You’re calling them hatemongers.  You’re calling them intolerant.  You’re calling them bigots.  And you are doing the very thing you are accusing them of–hating people you disagree with and doing everything you can to upend their lives.  Like the religious leaders who persecuted other denominations during the flegling years of America’s independence, you are becoming the very thing you say you’re trying to stop.  You are not the only ones who will be affected by this sort of behavior; all of us will pay for it in the end. 

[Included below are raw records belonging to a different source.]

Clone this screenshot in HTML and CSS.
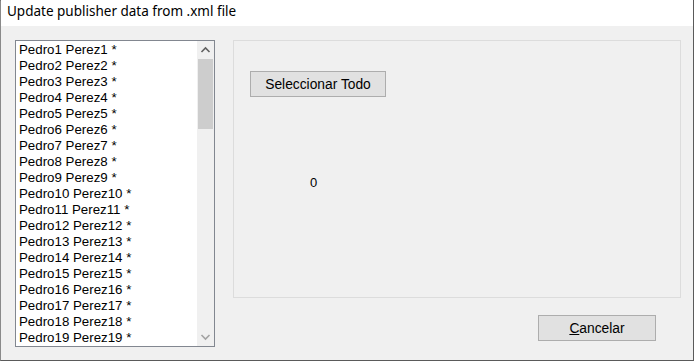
FILE: index.html
```html
<!DOCTYPE html>
<html>
<head>
<meta charset="utf-8">
<link rel="stylesheet" href="styles.css">
</head>
<body>
<div class="window">
  <div class="titlebar">Update publisher data from .xml file</div>
  <div class="client">
    <div class="listbox">
      <ul class="items">
        <li>Pedro1 Perez1 *</li>
        <li>Pedro2 Perez2 *</li>
        <li>Pedro3 Perez3 *</li>
        <li>Pedro4 Perez4 *</li>
        <li>Pedro5 Perez5 *</li>
        <li>Pedro6 Perez6 *</li>
        <li>Pedro7 Perez7 *</li>
        <li>Pedro8 Perez8 *</li>
        <li>Pedro9 Perez9 *</li>
        <li>Pedro10 Perez10 *</li>
        <li>Pedro11 Perez11 *</li>
        <li>Pedro12 Perez12 *</li>
        <li>Pedro13 Perez13 *</li>
        <li>Pedro14 Perez14 *</li>
        <li>Pedro15 Perez15 *</li>
        <li>Pedro16 Perez16 *</li>
        <li>Pedro17 Perez17 *</li>
        <li>Pedro18 Perez18 *</li>
        <li>Pedro19 Perez19 *</li>
      </ul>
      <div class="scrollbar">
        <div class="arrow">
          <svg width="17" height="17" viewBox="0 0 17 17"><polyline points="4.5,11 8.5,7 12.5,11" fill="none" stroke="#606060" stroke-width="1.6"/></svg>
        </div>
        <div class="track"><div class="thumb"></div></div>
        <div class="arrow">
          <svg width="17" height="17" viewBox="0 0 17 17"><polyline points="4.5,6 8.5,10 12.5,6" fill="none" stroke="#a3a3a3" stroke-width="1.6"/></svg>
        </div>
      </div>
    </div>
    <div class="right">
      <div class="groupbox">
        <button class="btn select-all">Seleccionar Todo</button>
        <div class="count">0</div>
      </div>
      <button class="btn cancel"><span class="u">C</span>ancelar</button>
    </div>
  </div>
</div>
</body>
</html>
```
FILE: styles.css
```css
html, body {
  margin: 0;
  padding: 0;
}
body {
  width: 694px;
  height: 361px;
  overflow: hidden;
  font-family: "Liberation Sans", Arial, sans-serif;
}
.window {
  box-sizing: border-box;
  width: 694px;
  height: 361px;
  border-top: 1px solid #5a5a5a;
  border-right: 1px solid #5a5a5a;
  border-bottom: 1px solid #5a5a5a;
  border-left: 1px solid #8a8a8a;
  background: #f0f0f0;
  display: flex;
  flex-direction: column;
}
.titlebar {
  height: 25px;
  background: #ffffff;
  font-family: "Noto Sans", "Open Sans", sans-serif;
  font-size: 13.5px;
  line-height: 25px;
  padding-left: 6px;
  color: #000;
  margin-top: -2px;
  padding-bottom: 2px;
}
.client {
  flex: 1;
  display: flex;
  gap: 18px;
  padding: 14px 0 0 14px;
}
.listbox {
  box-sizing: border-box;
  width: 200px;
  height: 307px;
  border: 1px solid #828790;
  background: #fff;
  display: flex;
  overflow: hidden;
}
.items {
  list-style: none;
  margin: 0;
  padding: 1px 0 0 3px;
  flex: 1;
  font-size: 13.3px;
  color: #000;
}
.items li {
  height: 16px;
  line-height: 16px;
  white-space: nowrap;
}
.scrollbar {
  width: 17px;
  background: #f0f0f0;
  display: flex;
  flex-direction: column;
}
.arrow {
  height: 17px;
  display: flex;
}
.track {
  flex: 1;
  padding-top: 1px;
}
.thumb {
  width: 15px;
  margin-left: 1px;
  height: 70px;
  background: #cdcdcd;
}
.right {
  display: flex;
  flex-direction: column;
  align-items: flex-end;
}
.groupbox {
  box-sizing: border-box;
  width: 448px;
  height: 258px;
  border: 1px solid #dcdcdc;
  display: flex;
  flex-direction: column;
  align-items: flex-start;
  padding: 30px 0 0 16px;
}
.btn {
  box-sizing: border-box;
  background: #e1e1e1;
  border: 1px solid #adadad;
  font-family: "Liberation Sans", Arial, sans-serif;
  color: #000;
  padding: 0;
  margin: 0;
}
.select-all {
  width: 136px;
  height: 26px;
  font-size: 13.8px;
}
.count {
  margin: 78px 0 0 60px;
  font-size: 13px;
  line-height: 16px;
}
.cancel {
  width: 118px;
  height: 26px;
  font-size: 13.8px;
  margin: 17px 25px 0 0;
}
.u {
  text-decoration: underline;
}
```
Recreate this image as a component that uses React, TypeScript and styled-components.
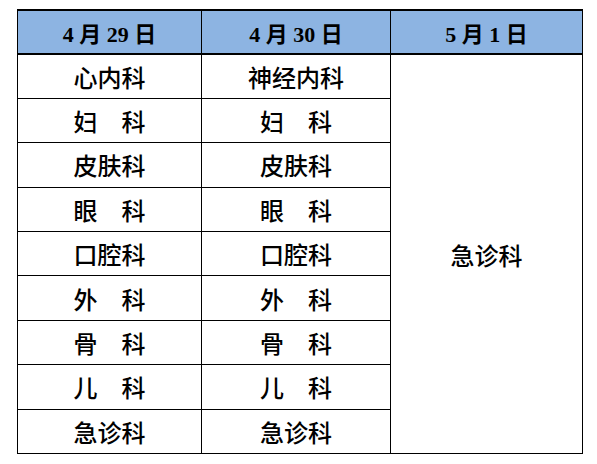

I implore all of you to think before you speak and act.  Ask yourself how being so emotional might impact those around you.  Question your judgement before you call or email somebody–will this have a positive impact on our common cause, or will it only serve to strengthen the resolve of those who disagree with us?  Like it or not, there will always be more straight people in this world than there are GLBT folks.  If we want to have equal footing, we need to prove that we’re worth it.

From now on, I will be in partnership with those targeted by your hatred.  I may disagree with some of their beliefs, but I also believe in their right to disagree and I’d rather work with them than against them.  Any phone numbers, email addresses, ISP’s and names I can collect that are linked to Prop 8 rage, I will publish it here to expose you.  I will not tolerate the open hypocrisy perpetrated by my own community.  I don’t like being called a traitor, but hopefully, in time, you’ll understand.  I’d rather do what’s best for us than continue to allow us to be our own worst enemies.